— Given data —
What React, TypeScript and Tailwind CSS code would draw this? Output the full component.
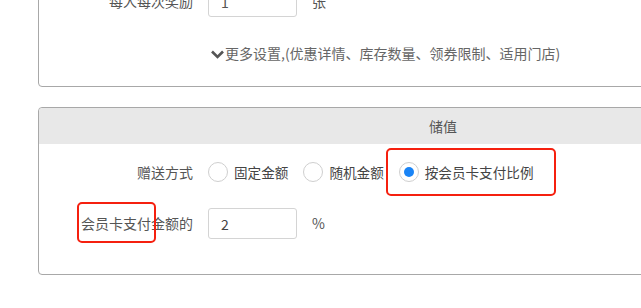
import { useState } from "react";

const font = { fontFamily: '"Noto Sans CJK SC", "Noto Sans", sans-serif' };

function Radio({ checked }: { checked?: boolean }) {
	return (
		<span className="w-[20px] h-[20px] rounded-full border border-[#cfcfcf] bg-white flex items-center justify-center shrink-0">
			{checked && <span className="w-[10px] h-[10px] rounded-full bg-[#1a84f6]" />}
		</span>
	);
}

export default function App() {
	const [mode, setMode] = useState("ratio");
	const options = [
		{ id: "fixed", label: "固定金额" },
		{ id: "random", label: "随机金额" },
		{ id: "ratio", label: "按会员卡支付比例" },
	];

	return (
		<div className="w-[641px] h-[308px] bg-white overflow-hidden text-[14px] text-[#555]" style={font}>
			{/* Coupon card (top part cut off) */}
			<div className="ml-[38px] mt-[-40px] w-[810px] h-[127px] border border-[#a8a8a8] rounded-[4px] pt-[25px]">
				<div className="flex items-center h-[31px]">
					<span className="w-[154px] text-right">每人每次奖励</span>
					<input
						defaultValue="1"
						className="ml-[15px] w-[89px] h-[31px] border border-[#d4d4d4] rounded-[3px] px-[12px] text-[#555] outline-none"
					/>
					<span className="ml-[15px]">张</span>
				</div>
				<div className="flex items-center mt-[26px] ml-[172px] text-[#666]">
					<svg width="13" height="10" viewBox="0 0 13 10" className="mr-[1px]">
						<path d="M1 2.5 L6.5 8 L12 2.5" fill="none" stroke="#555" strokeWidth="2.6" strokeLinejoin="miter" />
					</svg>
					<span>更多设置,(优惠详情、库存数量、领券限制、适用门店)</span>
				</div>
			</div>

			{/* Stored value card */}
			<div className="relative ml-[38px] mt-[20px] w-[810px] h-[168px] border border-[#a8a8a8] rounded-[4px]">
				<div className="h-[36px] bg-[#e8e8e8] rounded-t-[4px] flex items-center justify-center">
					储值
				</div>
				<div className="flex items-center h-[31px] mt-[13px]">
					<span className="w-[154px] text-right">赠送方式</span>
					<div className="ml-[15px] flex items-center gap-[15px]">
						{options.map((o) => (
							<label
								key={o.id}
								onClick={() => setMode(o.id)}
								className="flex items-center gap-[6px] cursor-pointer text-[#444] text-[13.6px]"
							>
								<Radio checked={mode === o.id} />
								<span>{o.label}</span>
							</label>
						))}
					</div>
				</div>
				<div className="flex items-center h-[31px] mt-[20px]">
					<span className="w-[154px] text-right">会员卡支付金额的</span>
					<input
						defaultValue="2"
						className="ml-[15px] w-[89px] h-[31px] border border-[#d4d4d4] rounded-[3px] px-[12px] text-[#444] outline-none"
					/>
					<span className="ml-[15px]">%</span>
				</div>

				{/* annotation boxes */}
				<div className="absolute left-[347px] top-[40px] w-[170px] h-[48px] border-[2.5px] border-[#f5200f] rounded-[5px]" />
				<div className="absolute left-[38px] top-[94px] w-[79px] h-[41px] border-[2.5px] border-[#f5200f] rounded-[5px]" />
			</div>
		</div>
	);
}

— Problem —
Leave out all pictures, then copy the remaining material exactly.

— Answer below —
What React, TypeScript and Tailwind CSS code would draw this? Output the full component.
import { useState } from "react";

const font = { fontFamily: '"Noto Sans CJK SC", "Noto Sans", sans-serif' };

function Radio({ checked }: { checked?: boolean }) {
	return (
		<span className="w-[20px] h-[20px] rounded-full border border-[#cfcfcf] bg-white flex items-center justify-center shrink-0">
			{checked && <span className="w-[10px] h-[10px] rounded-full bg-[#1a84f6]" />}
		</span>
	);
}

export default function App() {
	const [mode, setMode] = useState("ratio");
	const options = [
		{ id: "fixed", label: "固定金额" },
		{ id: "random", label: "随机金额" },
		{ id: "ratio", label: "按会员卡支付比例" },
	];

	return (
		<div className="w-[641px] h-[308px] bg-white overflow-hidden text-[14px] text-[#555]" style={font}>
			{/* Coupon card (top part cut off) */}
			<div className="ml-[38px] mt-[-40px] w-[810px] h-[127px] border border-[#a8a8a8] rounded-[4px] pt-[25px]">
				<div className="flex items-center h-[31px]">
					<span className="w-[154px] text-right">每人每次奖励</span>
					<input
						defaultValue="1"
						className="ml-[15px] w-[89px] h-[31px] border border-[#d4d4d4] rounded-[3px] px-[12px] text-[#555] outline-none"
					/>
					<span className="ml-[15px]">张</span>
				</div>
				<div className="flex items-center mt-[26px] ml-[172px] text-[#666]">
					<svg width="13" height="10" viewBox="0 0 13 10" className="mr-[1px]">
						<path d="M1 2.5 L6.5 8 L12 2.5" fill="none" stroke="#555" strokeWidth="2.6" strokeLinejoin="miter" />
					</svg>
					<span>更多设置,(优惠详情、库存数量、领券限制、适用门店)</span>
				</div>
			</div>

			{/* Stored value card */}
			<div className="relative ml-[38px] mt-[20px] w-[810px] h-[168px] border border-[#a8a8a8] rounded-[4px]">
				<div className="h-[36px] bg-[#e8e8e8] rounded-t-[4px] flex items-center justify-center">
					储值
				</div>
				<div className="flex items-center h-[31px] mt-[13px]">
					<span className="w-[154px] text-right">赠送方式</span>
					<div className="ml-[15px] flex items-center gap-[15px]">
						{options.map((o) => (
							<label
								key={o.id}
								onClick={() => setMode(o.id)}
								className="flex items-center gap-[6px] cursor-pointer text-[#444] text-[13.6px]"
							>
								<Radio checked={mode === o.id} />
								<span>{o.label}</span>
							</label>
						))}
					</div>
				</div>
				<div className="flex items-center h-[31px] mt-[20px]">
					<span className="w-[154px] text-right">会员卡支付金额的</span>
					<input
						defaultValue="2"
						className="ml-[15px] w-[89px] h-[31px] border border-[#d4d4d4] rounded-[3px] px-[12px] text-[#444] outline-none"
					/>
					<span className="ml-[15px]">%</span>
				</div>

				{/* annotation boxes */}
				<div className="absolute left-[347px] top-[40px] w-[170px] h-[48px] border-[2.5px] border-[#f5200f] rounded-[5px]" />
				<div className="absolute left-[38px] top-[94px] w-[79px] h-[41px] border-[2.5px] border-[#f5200f] rounded-[5px]" />
			</div>
		</div>
	);
}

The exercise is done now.